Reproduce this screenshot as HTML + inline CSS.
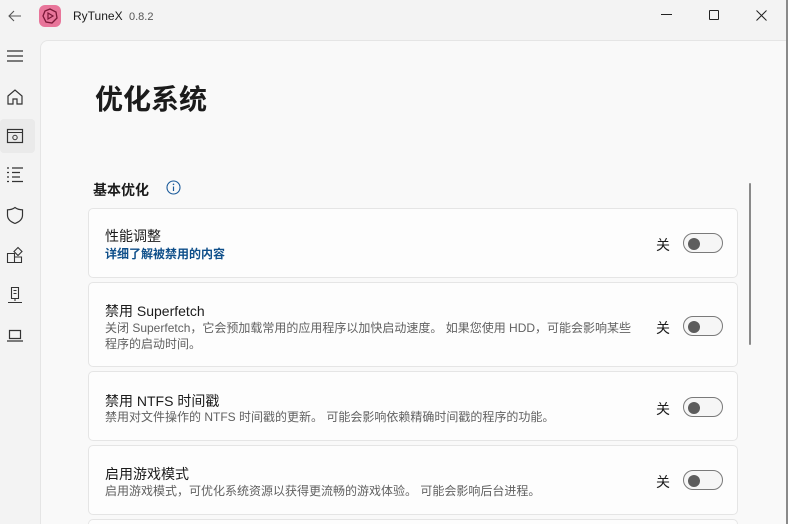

--

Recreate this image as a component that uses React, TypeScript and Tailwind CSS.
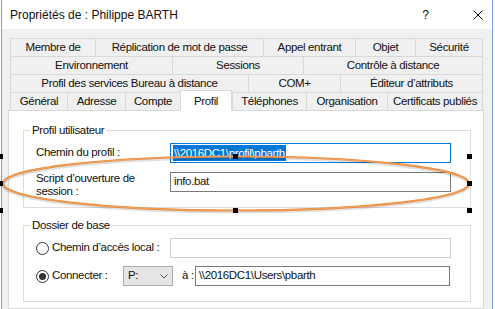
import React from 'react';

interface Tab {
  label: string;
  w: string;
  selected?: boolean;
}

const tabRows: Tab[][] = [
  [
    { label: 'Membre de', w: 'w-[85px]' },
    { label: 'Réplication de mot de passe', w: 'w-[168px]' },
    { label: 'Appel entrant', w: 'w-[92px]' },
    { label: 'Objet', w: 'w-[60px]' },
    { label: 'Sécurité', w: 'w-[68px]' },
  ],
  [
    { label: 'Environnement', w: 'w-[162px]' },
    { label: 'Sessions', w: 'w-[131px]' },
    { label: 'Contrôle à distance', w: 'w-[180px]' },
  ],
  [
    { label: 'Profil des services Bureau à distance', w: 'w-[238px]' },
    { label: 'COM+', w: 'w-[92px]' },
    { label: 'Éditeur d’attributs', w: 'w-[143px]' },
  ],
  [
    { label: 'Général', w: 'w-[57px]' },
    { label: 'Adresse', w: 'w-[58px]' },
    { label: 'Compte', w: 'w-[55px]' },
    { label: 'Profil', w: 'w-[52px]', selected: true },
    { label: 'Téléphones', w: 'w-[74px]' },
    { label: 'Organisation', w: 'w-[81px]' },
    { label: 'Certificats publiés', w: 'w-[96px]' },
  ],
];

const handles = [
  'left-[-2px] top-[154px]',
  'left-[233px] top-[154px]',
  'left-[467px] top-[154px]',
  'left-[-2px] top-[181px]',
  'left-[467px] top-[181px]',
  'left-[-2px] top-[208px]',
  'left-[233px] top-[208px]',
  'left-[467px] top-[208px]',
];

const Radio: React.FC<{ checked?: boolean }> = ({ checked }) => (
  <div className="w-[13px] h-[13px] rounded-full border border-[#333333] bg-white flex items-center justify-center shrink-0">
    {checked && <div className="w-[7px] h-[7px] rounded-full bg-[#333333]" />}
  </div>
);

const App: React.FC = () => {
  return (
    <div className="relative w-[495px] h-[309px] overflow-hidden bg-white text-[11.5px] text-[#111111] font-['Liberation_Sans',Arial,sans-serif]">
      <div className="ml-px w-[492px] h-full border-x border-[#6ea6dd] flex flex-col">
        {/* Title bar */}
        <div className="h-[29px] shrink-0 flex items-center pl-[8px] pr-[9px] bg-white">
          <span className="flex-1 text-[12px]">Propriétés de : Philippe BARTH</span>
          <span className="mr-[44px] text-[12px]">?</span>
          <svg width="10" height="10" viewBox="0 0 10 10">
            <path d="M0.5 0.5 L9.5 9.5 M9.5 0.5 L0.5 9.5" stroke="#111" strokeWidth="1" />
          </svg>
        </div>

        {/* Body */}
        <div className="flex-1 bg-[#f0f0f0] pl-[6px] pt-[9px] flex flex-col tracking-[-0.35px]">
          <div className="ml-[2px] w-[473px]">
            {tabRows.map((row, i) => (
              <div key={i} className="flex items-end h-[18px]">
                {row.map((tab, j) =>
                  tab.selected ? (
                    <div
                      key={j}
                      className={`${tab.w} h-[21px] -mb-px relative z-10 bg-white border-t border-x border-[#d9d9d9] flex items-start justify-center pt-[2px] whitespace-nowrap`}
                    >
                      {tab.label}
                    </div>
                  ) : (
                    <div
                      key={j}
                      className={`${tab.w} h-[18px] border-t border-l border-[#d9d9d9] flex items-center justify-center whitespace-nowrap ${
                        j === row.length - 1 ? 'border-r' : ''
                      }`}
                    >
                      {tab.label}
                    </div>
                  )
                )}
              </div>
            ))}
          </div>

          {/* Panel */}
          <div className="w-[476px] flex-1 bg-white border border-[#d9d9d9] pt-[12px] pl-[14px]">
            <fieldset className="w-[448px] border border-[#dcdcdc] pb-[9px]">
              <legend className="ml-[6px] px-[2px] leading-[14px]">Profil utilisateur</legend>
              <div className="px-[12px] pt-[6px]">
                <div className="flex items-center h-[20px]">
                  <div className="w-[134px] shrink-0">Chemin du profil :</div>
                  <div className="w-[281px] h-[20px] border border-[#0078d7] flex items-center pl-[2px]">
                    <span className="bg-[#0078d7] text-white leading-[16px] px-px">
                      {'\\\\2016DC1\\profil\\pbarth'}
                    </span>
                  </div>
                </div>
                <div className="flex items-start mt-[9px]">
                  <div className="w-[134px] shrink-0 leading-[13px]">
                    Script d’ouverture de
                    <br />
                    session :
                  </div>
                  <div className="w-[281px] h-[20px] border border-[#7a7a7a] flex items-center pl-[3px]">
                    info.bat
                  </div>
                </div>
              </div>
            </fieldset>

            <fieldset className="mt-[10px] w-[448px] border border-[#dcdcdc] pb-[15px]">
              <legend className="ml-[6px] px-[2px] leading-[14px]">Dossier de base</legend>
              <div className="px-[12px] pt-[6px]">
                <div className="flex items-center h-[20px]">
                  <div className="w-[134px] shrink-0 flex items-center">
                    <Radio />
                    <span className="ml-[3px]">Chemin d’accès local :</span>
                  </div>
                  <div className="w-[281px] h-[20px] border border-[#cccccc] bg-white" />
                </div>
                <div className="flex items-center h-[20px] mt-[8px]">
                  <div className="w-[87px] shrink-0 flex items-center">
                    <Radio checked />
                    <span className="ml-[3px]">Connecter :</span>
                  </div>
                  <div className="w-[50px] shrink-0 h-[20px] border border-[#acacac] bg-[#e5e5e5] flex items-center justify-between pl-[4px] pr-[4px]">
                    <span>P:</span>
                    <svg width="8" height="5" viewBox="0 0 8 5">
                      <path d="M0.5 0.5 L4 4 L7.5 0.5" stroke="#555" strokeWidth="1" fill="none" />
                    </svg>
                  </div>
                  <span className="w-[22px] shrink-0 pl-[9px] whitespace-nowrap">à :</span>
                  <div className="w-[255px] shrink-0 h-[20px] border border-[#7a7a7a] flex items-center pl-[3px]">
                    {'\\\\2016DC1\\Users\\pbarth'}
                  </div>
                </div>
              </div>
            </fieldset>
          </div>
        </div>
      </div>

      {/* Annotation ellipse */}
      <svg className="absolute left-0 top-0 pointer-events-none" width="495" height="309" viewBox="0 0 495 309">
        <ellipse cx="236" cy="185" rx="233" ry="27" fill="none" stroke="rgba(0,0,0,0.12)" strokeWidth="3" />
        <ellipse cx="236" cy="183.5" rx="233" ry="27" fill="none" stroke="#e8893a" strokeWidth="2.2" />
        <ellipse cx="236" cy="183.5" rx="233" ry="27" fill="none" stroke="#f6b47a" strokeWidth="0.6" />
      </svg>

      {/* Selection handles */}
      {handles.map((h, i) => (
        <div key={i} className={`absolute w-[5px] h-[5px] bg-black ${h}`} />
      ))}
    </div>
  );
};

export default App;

* * *

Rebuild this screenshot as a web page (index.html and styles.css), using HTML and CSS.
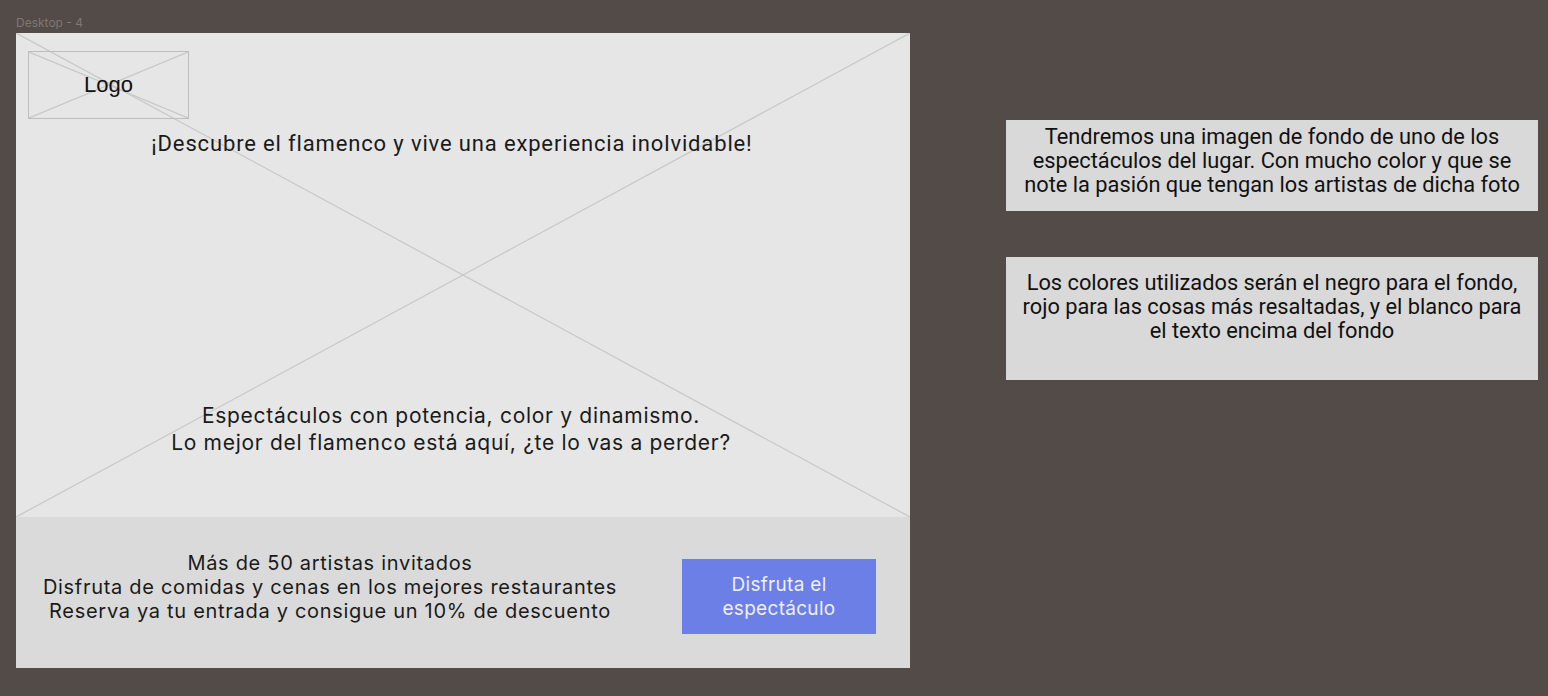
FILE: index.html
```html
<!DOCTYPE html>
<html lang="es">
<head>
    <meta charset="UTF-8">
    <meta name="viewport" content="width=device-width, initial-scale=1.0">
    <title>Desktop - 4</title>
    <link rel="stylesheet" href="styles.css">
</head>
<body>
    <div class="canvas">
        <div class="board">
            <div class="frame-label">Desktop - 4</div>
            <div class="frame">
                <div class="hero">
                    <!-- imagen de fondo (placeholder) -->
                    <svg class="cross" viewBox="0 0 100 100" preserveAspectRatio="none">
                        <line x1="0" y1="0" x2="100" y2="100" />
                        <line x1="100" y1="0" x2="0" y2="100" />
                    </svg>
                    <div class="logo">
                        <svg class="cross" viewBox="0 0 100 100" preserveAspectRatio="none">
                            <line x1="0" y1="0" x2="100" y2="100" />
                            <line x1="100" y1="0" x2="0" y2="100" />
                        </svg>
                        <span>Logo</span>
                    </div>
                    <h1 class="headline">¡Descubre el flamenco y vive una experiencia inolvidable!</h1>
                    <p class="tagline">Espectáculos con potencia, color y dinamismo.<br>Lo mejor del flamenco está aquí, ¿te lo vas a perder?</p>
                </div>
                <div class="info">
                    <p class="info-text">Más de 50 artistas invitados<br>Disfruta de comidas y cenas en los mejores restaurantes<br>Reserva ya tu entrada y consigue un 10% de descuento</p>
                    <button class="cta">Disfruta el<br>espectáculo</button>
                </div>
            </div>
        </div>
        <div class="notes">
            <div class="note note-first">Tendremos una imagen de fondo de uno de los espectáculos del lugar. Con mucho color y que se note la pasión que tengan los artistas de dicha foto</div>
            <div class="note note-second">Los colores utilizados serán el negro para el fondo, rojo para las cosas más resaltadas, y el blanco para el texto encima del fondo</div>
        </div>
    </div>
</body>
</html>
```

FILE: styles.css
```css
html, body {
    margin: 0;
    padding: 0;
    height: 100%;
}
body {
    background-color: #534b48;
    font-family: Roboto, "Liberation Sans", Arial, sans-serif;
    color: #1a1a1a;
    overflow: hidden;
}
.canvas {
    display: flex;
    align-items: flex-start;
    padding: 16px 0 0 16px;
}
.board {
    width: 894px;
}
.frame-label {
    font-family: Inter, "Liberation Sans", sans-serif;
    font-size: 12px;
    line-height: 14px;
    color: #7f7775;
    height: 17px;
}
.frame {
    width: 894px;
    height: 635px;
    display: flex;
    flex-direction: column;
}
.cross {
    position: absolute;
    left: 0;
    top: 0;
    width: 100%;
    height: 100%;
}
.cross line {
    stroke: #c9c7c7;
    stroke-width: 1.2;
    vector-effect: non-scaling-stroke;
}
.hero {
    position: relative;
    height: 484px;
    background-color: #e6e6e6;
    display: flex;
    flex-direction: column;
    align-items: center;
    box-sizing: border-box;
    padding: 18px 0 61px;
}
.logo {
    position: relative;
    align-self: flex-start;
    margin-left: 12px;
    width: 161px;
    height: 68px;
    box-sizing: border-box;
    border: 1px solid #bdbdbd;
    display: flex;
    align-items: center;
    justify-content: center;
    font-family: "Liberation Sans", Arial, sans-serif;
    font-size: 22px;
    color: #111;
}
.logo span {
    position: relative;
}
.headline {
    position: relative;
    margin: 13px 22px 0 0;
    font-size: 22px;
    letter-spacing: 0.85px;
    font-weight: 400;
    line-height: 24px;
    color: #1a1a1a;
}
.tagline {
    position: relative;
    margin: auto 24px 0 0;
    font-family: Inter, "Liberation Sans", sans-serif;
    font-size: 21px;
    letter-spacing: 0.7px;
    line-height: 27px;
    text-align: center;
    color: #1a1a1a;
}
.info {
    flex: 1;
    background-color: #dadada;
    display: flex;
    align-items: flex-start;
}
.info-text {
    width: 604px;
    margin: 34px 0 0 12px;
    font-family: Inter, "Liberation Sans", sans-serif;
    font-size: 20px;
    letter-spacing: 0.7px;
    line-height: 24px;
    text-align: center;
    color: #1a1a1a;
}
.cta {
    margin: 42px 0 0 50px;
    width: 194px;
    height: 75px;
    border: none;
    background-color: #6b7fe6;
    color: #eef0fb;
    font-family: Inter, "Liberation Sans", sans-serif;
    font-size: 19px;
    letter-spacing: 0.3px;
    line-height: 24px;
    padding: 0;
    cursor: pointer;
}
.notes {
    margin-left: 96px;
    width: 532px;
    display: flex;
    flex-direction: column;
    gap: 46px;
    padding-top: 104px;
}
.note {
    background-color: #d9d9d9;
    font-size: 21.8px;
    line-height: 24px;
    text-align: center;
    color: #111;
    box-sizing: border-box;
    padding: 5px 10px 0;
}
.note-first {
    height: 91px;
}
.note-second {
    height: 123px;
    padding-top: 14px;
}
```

#### [Short task]
Pull every line containing "index" from the material above.

#### [Result of this task]
Rebuild this screenshot as a web page (index.html and styles.css), using HTML and CSS.
FILE: index.html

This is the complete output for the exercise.